Task goal -
Print exactly the lines from the first one down to the line containing "bottom, low, thin", both ends included, with no pictures and nothing else.
────────
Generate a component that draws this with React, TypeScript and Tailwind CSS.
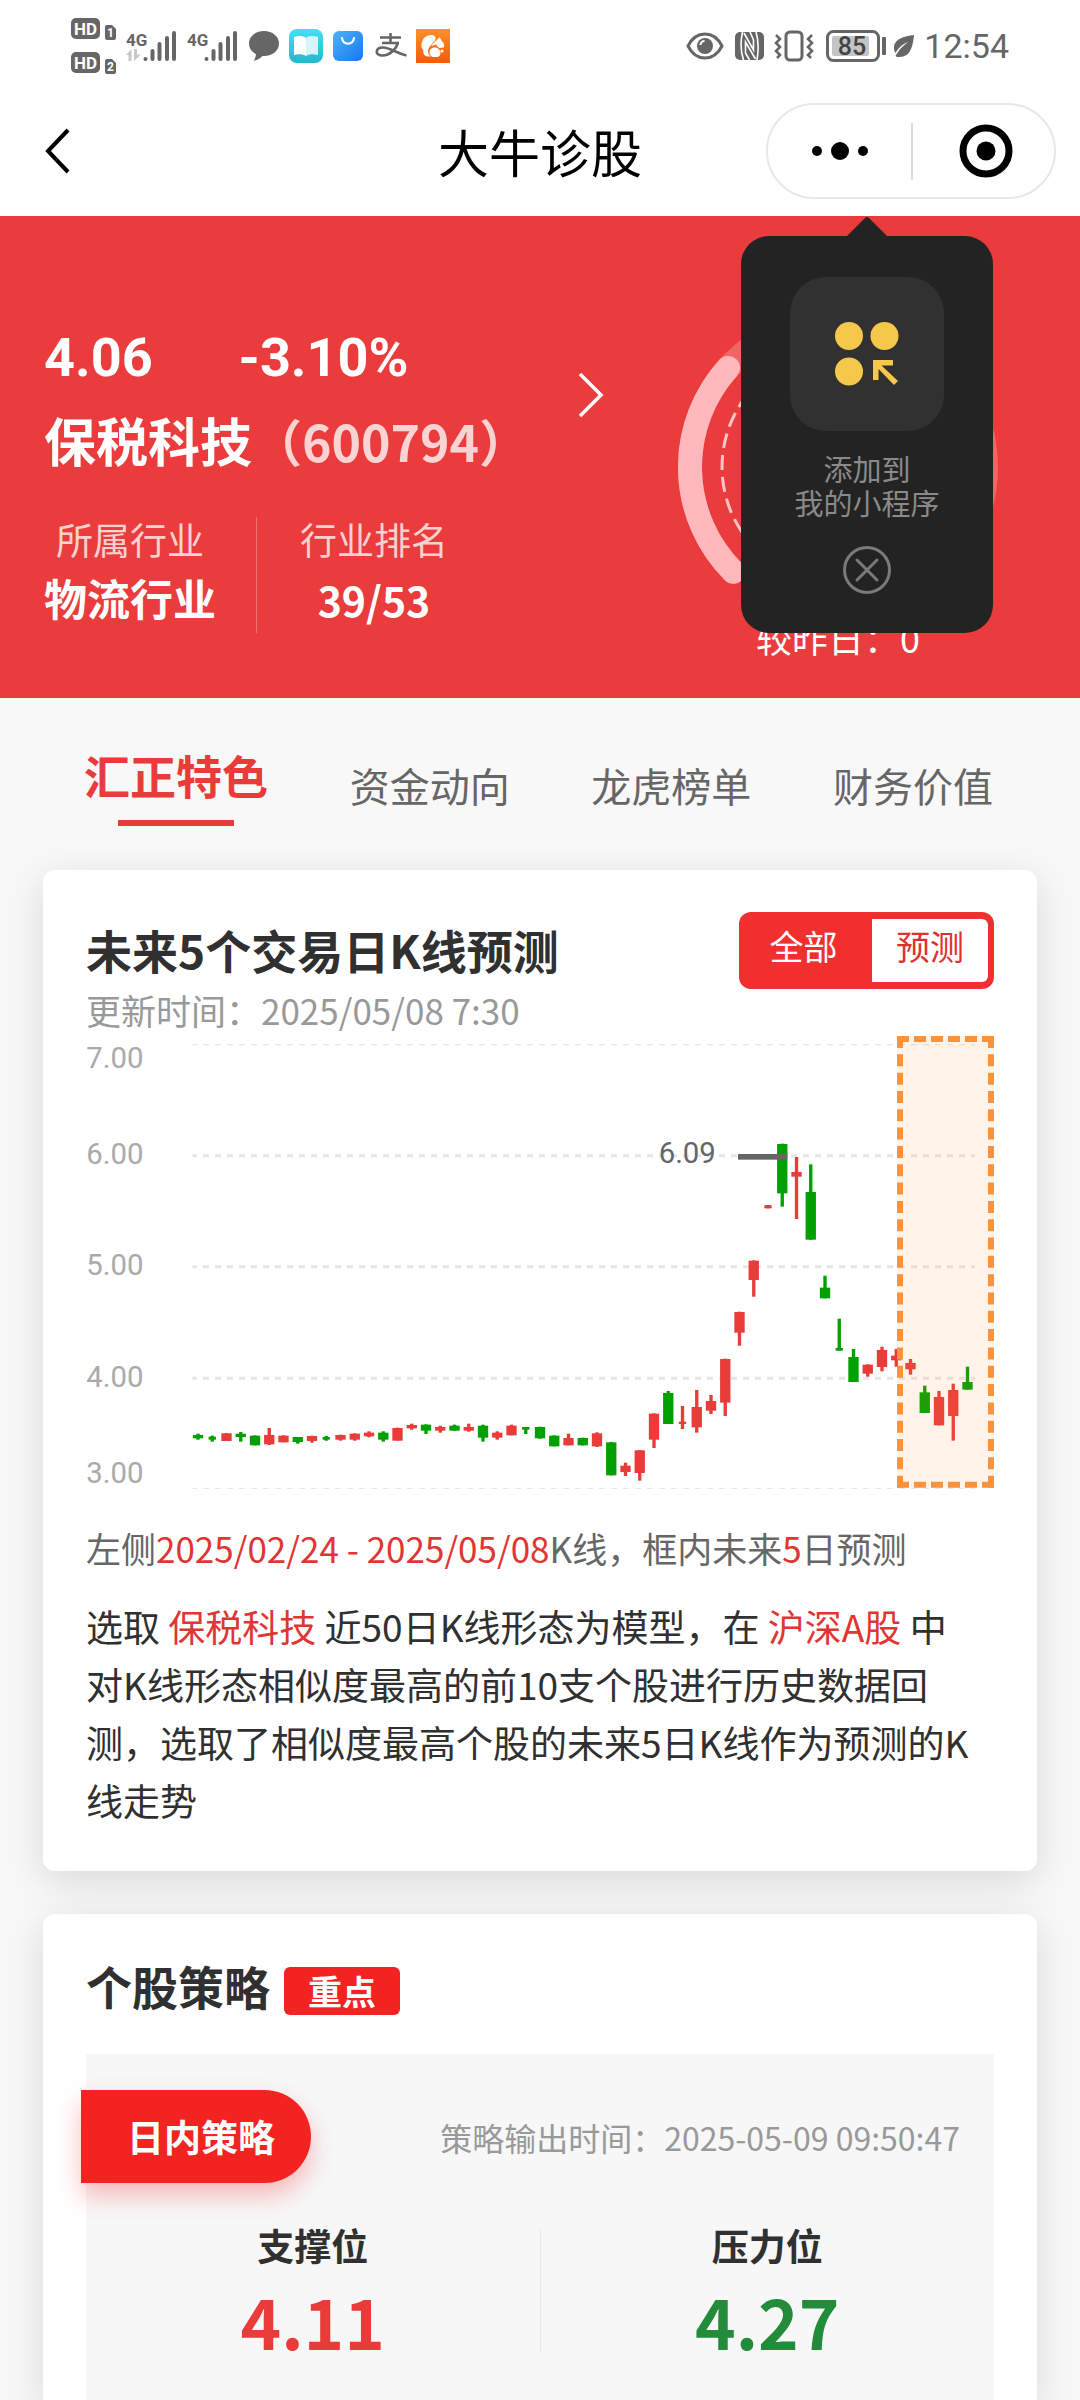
import React from "react";

type Candle = {
  up: boolean;
  high: number;
  top: number;
  bottom: number;
  low: number;
  thin?: boolean;
};

const c = (
  up: 0 | 1,
  high: number,
  top: number,
  bottom: number,
  low: number,
  thin?: boolean
): Candle => ({ up: up === 1, high, top, bottom, low, thin });

const candles: Candle[] = [
  c(0, 1238, 1242, 1252, 1256),
  c(0, 1244, 1247, 1256, 1262, true),
  c(1, 1236, 1237, 1260, 1260),
  c(0, 1233, 1238, 1248, 1262),
  c(0, 1243, 1244, 1273, 1273),
  c(1, 1221, 1242, 1270, 1272),
  c(1, 1243, 1244, 1264, 1264),
  c(0, 1248, 1248, 1263, 1268),
  c(1, 1244, 1245, 1260, 1265),
  c(0, 1245, 1248, 1256, 1259, true),
  c(1, 1241, 1242, 1256, 1259),
  c(1, 1237, 1238, 1256, 1259),
  c(1, 1231, 1235, 1246, 1249),
  c(0, 1231, 1235, 1256, 1262),
  c(1, 1220, 1221, 1259, 1259),
  c(1, 1208, 1212, 1222, 1226),
  c(0, 1210, 1211, 1229, 1239),
  c(1, 1214, 1218, 1229, 1235),
  c(0, 1211, 1214, 1229, 1229),
  c(1, 1208, 1218, 1229, 1232),
  c(0, 1211, 1214, 1250, 1262),
  c(1, 1231, 1235, 1250, 1256),
  c(1, 1211, 1214, 1243, 1243),
  c(0, 1218, 1218, 1226, 1239, true),
  c(0, 1217, 1218, 1252, 1253),
  c(0, 1243, 1244, 1276, 1276),
  c(1, 1238, 1251, 1273, 1273),
  c(0, 1250, 1251, 1273, 1273),
  c(1, 1234, 1237, 1276, 1278),
  c(0, 1263, 1264, 1363, 1363),
  c(1, 1325, 1334, 1353, 1365),
  c(1, 1287, 1288, 1356, 1379),
  c(1, 1177, 1178, 1256, 1281),
  c(0, 1110, 1116, 1209, 1209),
  c(1, 1155, 1202, 1209, 1224, true),
  c(1, 1107, 1158, 1219, 1235),
  c(1, 1122, 1140, 1169, 1179),
  c(1, 1013, 1014, 1145, 1185),
  c(1, 872, 873, 935, 974),
  c(1, 718, 719, 777, 827),
  c(1, 552, 553, 562, 562, true),
  c(0, 368, 369, 517, 557),
  c(1, 408, 453, 467, 594),
  c(0, 430, 513, 656, 656),
  c(0, 764, 800, 832, 832),
  c(0, 893, 981, 989, 989, true),
  c(0, 984, 1008, 1083, 1083),
  c(1, 1030, 1031, 1058, 1067),
  c(1, 977, 987, 1038, 1051),
  c(1, 984, 1004, 1018, 1037),
  c(1, 1014, 1026, 1045, 1061),
  c(0, 1094, 1114, 1176, 1176),
  c(1, 1110, 1128, 1213, 1213),
  c(1, 1088, 1107, 1185, 1259),
  c(0, 1037, 1083, 1106, 1106),
];

const axis = [
  { label: "7.00", line: 71, base: 140, width: 4 },
  { label: "6.00", line: 404, base: 429, width: 9 },
  { label: "5.00", line: 737, base: 763, width: 9 },
  { label: "4.00", line: 1072, base: 1097, width: 9 },
  { label: "3.00", line: 1402, base: 1385, width: 3 },
];

function KLineChart() {
  return (
    <svg
      viewBox="18 42 2724 1362"
      className="mt-1 block h-auto w-full"
      role="img"
      aria-label="K线预测图"
      fontFamily="Roboto, sans-serif"
      fontSize="88"
    >
      {axis.map((a) => (
        <g key={a.label}>
          <line x1="337" x2="2685" y1={a.line} y2={a.line} stroke="#e6e6e6" strokeWidth={a.width} strokeDasharray="18 18" strokeDashoffset="4" />
          <text x="19" y={a.base} fill="#aaaaaa">{a.label}</text>
        </g>
      ))}
      {candles.map((k, i) => {
        const x = 354 + 42.75 * i;
        const half = k.thin ? 11 : 15.5;
        const color = k.up ? "#e93c3a" : "#00a000";
        return (
          <g key={i} fill={color}>
            <rect x={x - 5} y={k.high} width="10" height={k.low - k.high} />
            <rect x={x - half} y={k.top} width={half * 2} height={k.bottom - k.top} />
          </g>
        );
      })}
      <rect x="1974" y="399" width="148" height="17" fill="#666666" />
      <text x="1736" y="425" fill="#666666">6.09</text>
      <rect x="2451" y="45" width="291" height="1355" fill="#fb923c" fillOpacity="0.11" />
      <g stroke="#fb923c" strokeWidth="18">
        <path d="M2451 54H2742M2451 1391H2742" strokeDasharray="36 15" />
        <path d="M2460 45V1400M2733 45V1400" strokeDasharray="36 18.96" />
      </g>
    </svg>
  );
}

function HdBadge({ n }: { n: string }) {
  return (
    <svg width="45" height="22" viewBox="0 0 45 22" aria-hidden="true">
      <rect x="0" y="0" width="29" height="21" rx="5" fill="#666" />
      <text x="14.5" y="16.5" textAnchor="middle" fontSize="17" fontWeight="700" fontFamily="Roboto, sans-serif" fill="#fff">HD</text>
      <path d="M34 9a2 2 0 0 1 2-2h5l4 4v9a2 2 0 0 1-2 2h-7a2 2 0 0 1-2-2z" fill="#666" />
      <text x="39.5" y="19" textAnchor="middle" fontSize="12" fontWeight="700" fontFamily="Roboto, sans-serif" fill="#fff">{n}</text>
    </svg>
  );
}

function Signal({ arrows }: { arrows?: boolean }) {
  return (
    <svg width="50" height="34" viewBox="0 0 50 34" aria-hidden="true">
      <text x="0" y="17" fontSize="17" fontWeight="700" fontFamily="Roboto, sans-serif" fill="#666">4G</text>
      {arrows && (
        <path d="M0 26l5.500-6v12h-3v-6zM8 20h3v5.500h4L8 32z" fill="#c8c8c8" />
      )}
      <g stroke="#666" strokeWidth="4" strokeLinecap="round">
        <path d="M19.500 30v0.100M26.500 22v8M33.500 15v15M41 9v21M48 4v26" />
      </g>
    </svg>
  );
}

function StatusBar() {
  return (
    <div className="flex h-[86px] items-center justify-between bg-white pt-[6px] pl-[71px] pr-[71px]">
      <div className="flex items-center">
        <div className="mr-[10px] flex flex-col gap-3">
          <HdBadge n="1" />
          <HdBadge n="2" />
        </div>
        <div className="mr-[11px]"><Signal arrows /></div>
        <div className="mr-[11px]"><Signal /></div>
        <svg className="mr-[9px]" width="32" height="32" viewBox="0 0 32 32" aria-hidden="true">
          <path d="M16 1C7.500 1 1 6.500 1 13.500c0 5 3.200 8.700 7 10.600-.3 2.700-1 4.800-2.200 6.600 3.600-.5 6.500-2.200 8.600-4.700H16c8.500 0 15-5.500 15-12.500S24.500 1 16 1z" fill="#666" />
        </svg>
        <svg className="mr-[10px]" width="34" height="34" viewBox="0 0 34 34" aria-hidden="true">
          <defs>
            <linearGradient id="book" x1="0" y1="0" x2="0" y2="1">
              <stop offset="0" stopColor="#46dff8" />
              <stop offset="1" stopColor="#22b8cc" />
            </linearGradient>
          </defs>
          <rect width="34" height="34" rx="8" fill="url(#book)" />
          <path d="M5 8c4-1.500 9-1.500 12 1v18c-3-2-8-2-12-1z" fill="#fff" />
          <path d="M29 8c-4-1.500-9-1.500-12 1v18c3-2 8-2 12-1z" fill="#d4f5fa" />
        </svg>
        <svg className="mr-[12px]" width="30" height="30" viewBox="0 0 30 30" aria-hidden="true">
          <defs>
            <linearGradient id="bag" x1="0" y1="0" x2="1" y2="1">
              <stop offset="0" stopColor="#4db2fb" />
              <stop offset="1" stopColor="#1877f0" />
            </linearGradient>
          </defs>
          <rect width="30" height="30" rx="6" fill="url(#bag)" />
          <path d="M9 7c1 7.500 11 7.500 12 0" fill="none" stroke="#fff" strokeWidth="2" strokeLinecap="round" />
        </svg>
        <svg className="mr-[9px]" width="32" height="28" viewBox="0 0 32 28" aria-hidden="true">
          <g fill="none" stroke="#666" strokeWidth="2.600">
            <path d="M5 5.500h21M7 11h17M15.500 1v10" />
            <path d="M23 11c-2 6-8 12.500-15.500 12.500-8 0-7.500-8 .5-8 7 0 13 5.500 23.500 8" />
          </g>
        </svg>
        <svg width="34" height="34" viewBox="0 0 34 34" aria-hidden="true">
          <defs>
            <linearGradient id="fox" x1="0" y1="0" x2="0" y2="1">
              <stop offset="0" stopColor="#fb9128" />
              <stop offset="1" stopColor="#f95a0a" />
            </linearGradient>
          </defs>
          <rect width="34" height="34" fill="url(#fox)" />
          <path d="M12 6.500c4-1.500 8 0 7.500 3.500-.3 2-2 3-4 5.500-2 2.600-3.500 4-3.500 6.500 0 2.700 1 4 3 5.500h-3c-3.500 0-5.500-3-4.500-6.500C5.500 20 5 16 6 13c1-3.500 3-5.500 6-6.500z" fill="#fff" />
          <path d="M23.500 8l2.500 4.500c2 1 2.500 3.500 2 6l-5 .5-3-3.500-4.500 1.500c1.500-3.500 5-5 8-9z" fill="#fff" />
          <path d="M19 18.500c3 0 5.500 2.500 5.500 5.500 0 2-1.500 4-3.500 4h-4.500c-2-1-3-3-3-5 0-2.500 2.500-4.500 5.500-4.500z" fill="#fff" />
          <circle cx="26" cy="22" r="1.500" fill="#fff" />
        </svg>
      </div>
      <div className="flex items-center">
        <svg className="mr-[11px]" width="38" height="30" viewBox="0 0 38 30" aria-hidden="true">
          <path d="M2 15C10-1 28-1 36 15 28 31 10 31 2 15z" fill="none" stroke="#666" strokeWidth="3" />
          <circle cx="19" cy="15" r="8" fill="#666" />
          <path d="M14.500 14a4 4 0 0 1 4-4" fill="none" stroke="#fff" strokeWidth="2" />
        </svg>
        <svg className="mr-[10px]" width="29" height="28" viewBox="0 0 29 28" aria-hidden="true">
          <rect width="29" height="28" rx="5" fill="#666" />
          <g fill="none" stroke="#fff" strokeWidth="1.600">
            <path d="M7.500 0C5.500 9 5.500 19 8.500 28" />
            <path d="M9 1l9.500 17V8L15 0" />
            <path d="M20.500 27L10.500 10v11l4 7" />
            <path d="M21 0c2.500 8 2.500 19 1 28" />
          </g>
        </svg>
        <svg className="mr-[12px]" width="40" height="32" viewBox="0 0 40 32" aria-hidden="true">
          <g fill="none" stroke="#666" strokeWidth="3">
            <rect x="12" y="2" width="16" height="28" rx="4" />
            <path d="M2 5l4 4-4 4 4 4-4 4 4 4-3 3M38 5l-4 4 4 4-4 4 4 4-4 4 3 3" strokeWidth="2.500" />
          </g>
        </svg>
        <svg className="mr-[6px]" width="61" height="32" viewBox="0 0 61 32" aria-hidden="true">
          <rect x="1.500" y="1.500" width="51" height="29" rx="6" fill="none" stroke="#666" strokeWidth="3" />
          <rect x="6" y="6" width="37" height="20" rx="2" fill="#c4c4c4" />
          <rect x="56" y="7" width="4" height="18" rx="1" fill="#666" />
          <text x="26" y="25" textAnchor="middle" fontSize="25" fontWeight="500" fontFamily="Roboto, sans-serif" fill="#444">85</text>
        </svg>
        <svg className="mr-[9px]" width="22" height="22" viewBox="0 0 22 22" aria-hidden="true">
          <path d="M21 0C13 1 1 3 1 13c0 2 .5 3.500 1.500 5C6 12 10 9 15 7c-5 4-9 7.500-12.500 14 1 1 2 1 4 1C18 22 20 10 21 0z" fill="#666" />
        </svg>
        <span className="font-[Roboto,sans-serif] text-[34px] leading-[40px] text-[#666]">12:54</span>
      </div>
    </div>
  );
}

function TitleBar() {
  return (
    <header className="relative flex h-[130px] items-center justify-between bg-white pl-[44px] pr-6">
      <button type="button" aria-label="返回">
        <svg width="28" height="46" viewBox="0 0 28 46">
          <path d="M24 2L4 23l20 21" fill="none" stroke="#000" strokeWidth="4" />
        </svg>
      </button>
      <h1 className="absolute inset-x-0 text-center text-[51px] leading-[64px] text-black">大牛诊股</h1>
      <div className="relative flex h-24 w-[290px] items-center rounded-full border-2 border-[#e8e8e8]">
        <button type="button" aria-label="更多" className="flex w-[143px] justify-center">
          <svg width="56" height="18" viewBox="0 0 56 18">
            <circle cx="5" cy="9" r="5" />
            <circle cx="28" cy="9" r="9" />
            <circle cx="51" cy="9" r="5" />
          </svg>
        </button>
        <span className="h-[57px] w-[2px] bg-[#dcdcdc]" />
        <button type="button" aria-label="关闭" className="flex flex-1 justify-center pl-1">
          <svg width="54" height="54" viewBox="0 0 54 54">
            <circle cx="27" cy="27" r="23" fill="none" stroke="#000" strokeWidth="7" />
            <circle cx="27" cy="27" r="9.500" />
          </svg>
        </button>
      </div>
    </header>
  );
}

function AddPopup() {
  return (
    <aside className="absolute top-0 right-[87px] flex w-[252px] flex-col items-center">
      <svg width="40" height="20" viewBox="0 0 40 20" aria-hidden="true">
        <path d="M0 20L18 2q2-2 4 0l18 18z" fill="#232323" />
      </svg>
      <div className="flex w-full flex-col items-center rounded-[28px] bg-[#232323] pt-[41px] pb-[39px]">
        <button type="button" aria-label="添加" className="flex size-[154px] items-center justify-center rounded-[36px] bg-[#313131]">
          <svg width="64" height="64" viewBox="0 0 64 64" fill="#f5c84b">
            <circle cx="14" cy="14" r="14" />
            <circle cx="49.500" cy="14" r="14" />
            <circle cx="14" cy="49.500" r="14" />
            <path d="M38 38h20v5.500h-11.500L63 59l-4 4-15.500-16v11H38z" />
          </svg>
        </button>
        <p className="mt-5 text-center text-[29px] leading-[34px] text-[#8a8a8a]">
          添加到
          <br />
          我的小程序
        </p>
        <button type="button" aria-label="关闭提示" className="mt-[27px]">
          <svg width="48" height="48" viewBox="0 0 48 48" fill="none" stroke="#7a7a7a" strokeWidth="3" strokeLinecap="round">
            <circle cx="24" cy="24" r="22.500" />
            <path d="M14 14l20 20M34 14L14 34" />
          </svg>
        </button>
      </div>
    </aside>
  );
}

function StockHeader() {
  return (
    <section className="relative flex items-start bg-[#ea3c3c] pr-[82px] pb-[37px] pl-11 text-white">
      <div className="flex-1 pt-[110px]">
        <div className="flex gap-[86px] font-[Roboto,sans-serif] text-[54px] leading-[64px] font-bold">
          <span>4.06</span>
          <span>-3.10%</span>
        </div>
        <div className="mt-5 text-[52px] leading-[60px] font-bold">
          保税科技<span className="text-[50px] text-[#fbd3d3]">（600794）</span>
        </div>
        <dl className="mt-[47px] flex">
          <div className="border-r border-[#ef7070] pr-10 pb-1 text-center">
            <dt className="text-[37px] leading-[44px] text-[#fad0d0]">所属行业</dt>
            <dd className="mt-1 text-[43px] leading-[64px] font-bold">物流行业</dd>
          </div>
          <div className="pl-[43px] text-center">
            <dt className="text-[37px] leading-[44px] text-[#fad0d0]">行业排名</dt>
            <dd className="mt-2 text-[41px] leading-[60px] font-bold">39/53</dd>
          </div>
        </dl>
      </div>
      <button type="button" aria-label="查看详情" className="mt-[156px] mr-[74px]">
        <svg width="26" height="46" viewBox="0 0 26 46" className="block">
          <path d="M2 2l21 21L2 44" fill="none" stroke="#fff" strokeWidth="3.500" />
        </svg>
      </button>
      <div className="mt-[91px] flex w-80 flex-col items-center">
        <svg viewBox="0 0 320 280" className="block w-full" fill="none" aria-hidden="true">
          <path d="M55.300 264.700A148 148 0 1 1 264.700 264.700" stroke="#f06666" strokeWidth="24" strokeLinecap="round" />
          <path d="M55.300 264.700A148 148 0 0 1 50 61" stroke="#ffb8bc" strokeWidth="24" strokeLinecap="round" />
          <path d="M78 242A116 116 0 1 1 242 242" stroke="#ffc4c6" strokeWidth="3" strokeDasharray="15 7" />
        </svg>
        <p className="mt-[26px] text-[36px] leading-[48px] text-white">较昨日：0</p>
      </div>
      <AddPopup />
    </section>
  );
}

const otherTabs = ["资金动向", "龙虎榜单", "财务价值"];

function Tabs() {
  return (
    <nav className="flex items-start justify-between pt-[46px] pr-[87px] pb-11 pl-[84px]">
      <button type="button" className="flex flex-col items-center text-[46px] leading-[60px] font-bold text-[#e93c3a]">
        汇正特色
        <span className="mt-4 h-[6px] w-[116px] bg-[#e93c3a]" />
      </button>
      {otherTabs.map((t) => (
        <button key={t} type="button" className="mt-[11px] text-[40px] leading-[60px] text-[#666]">
          {t}
        </button>
      ))}
    </nav>
  );
}

function ForecastCard() {
  return (
    <section className="mx-[43px] rounded-xl bg-white px-[43px] pt-[42px] pb-[42px] shadow-[0_10px_40px_rgba(0,0,0,0.13)]">
      <div className="flex items-center justify-between">
        <h2 className="pb-1 text-[46px] leading-[60px] font-bold text-[#303030]">未来5个交易日K线预测</h2>
        <div className="flex h-[77px] w-[255px] rounded-xl bg-[#f22f2f] py-[7px] pr-[6px] text-[34px] leading-[54px]">
          <button type="button" className="flex-1 pr-1 pb-[10px] text-white">全部</button>
          <button type="button" className="w-[116px] rounded-r-md bg-white pb-[10px] text-[#e0302e]">预测</button>
        </div>
      </div>
      <p className="text-[35px] leading-[42px] text-[#999]">更新时间：2025/05/08 7:30</p>
      <KLineChart />
      <p className="mt-[34px] text-[35px] leading-[50px] text-[#666]">
        左侧<span className="text-[#e03633]">2025/02/24 - 2025/05/08</span>K线，框内未来
        <span className="text-[#e03633]">5</span>日预测
      </p>
      <p className="mt-6 pr-5 text-[37px] leading-[58px] text-[#303030]">
        选取 <span className="text-[#e03633]">保税科技</span> 近50日K线形态为模型，在{" "}
        <span className="text-[#e03633]">沪深A股</span> 中对K线形态相似度最高的前10支个股进行历史数据回测，选取了相似度最高个股的未来5日K线作为预测的K线走势
      </p>
    </section>
  );
}

function StrategyCard() {
  return (
    <section className="relative mx-[43px] mt-[43px] flex flex-1 flex-col rounded-t-xl bg-white px-[43px] pt-[41px] shadow-[0_10px_40px_rgba(0,0,0,0.13)]">
      <div className="flex items-end gap-[14px]">
        <h2 className="text-[46px] leading-[60px] font-bold text-[#303030]">个股策略</h2>
        <span className="rounded-md bg-[#f32322] px-6 text-[34px] leading-[48px] font-bold text-white">重点</span>
      </div>
      <div className="mt-[39px] flex-1 bg-[#f7f7f7] pt-9">
        <div className="flex items-center justify-between pr-[34px]">
          <h3 className="-ml-[5px] rounded-r-full bg-[#f32322] pr-9 pl-[46px] text-[37px] leading-[93px] font-bold text-white shadow-[0_12px_24px_rgba(243,35,34,0.3)]">
            日内策略
          </h3>
          <p className="text-[32px] leading-[48px] text-[#999]">策略输出时间：2025-05-09 09:50:47</p>
        </div>
        <dl className="mt-[39px] flex items-center text-center">
          <div className="flex-1">
            <dt className="text-[37px] leading-[46px] font-bold text-[#303030]">支撑位</dt>
            <dd className="mt-3 text-[69px] leading-[80px] font-bold text-[#e93c3a]">4.11</dd>
          </div>
          <div className="h-[124px] w-px bg-[#e8e8e8]" />
          <div className="flex-1">
            <dt className="text-[37px] leading-[46px] font-bold text-[#303030]">压力位</dt>
            <dd className="mt-3 text-[69px] leading-[80px] font-bold text-[#238c3a]">4.27</dd>
          </div>
        </dl>
      </div>
    </section>
  );
}

export default function App() {
  return (
    <main className="flex min-h-screen flex-col bg-[#f8f8f8] font-['Noto_Sans_CJK_SC',sans-serif]">
      <StatusBar />
      <TitleBar />
      <StockHeader />
      <Tabs />
      <ForecastCard />
      <StrategyCard />
    </main>
  );
}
────────
Result -
Generate a component that draws this with React, TypeScript and Tailwind CSS.
import React from "react";

type Candle = {
  up: boolean;
  high: number;
  top: number;
  bottom: number;
  low: number;
  thin?: boolean;
};

const c = (
  up: 0 | 1,
  high: number,
  top: number,
  bottom: number,
  low: number,
  thin?: boolean
): Candle => ({ up: up === 1, high, top, bottom, low, thin });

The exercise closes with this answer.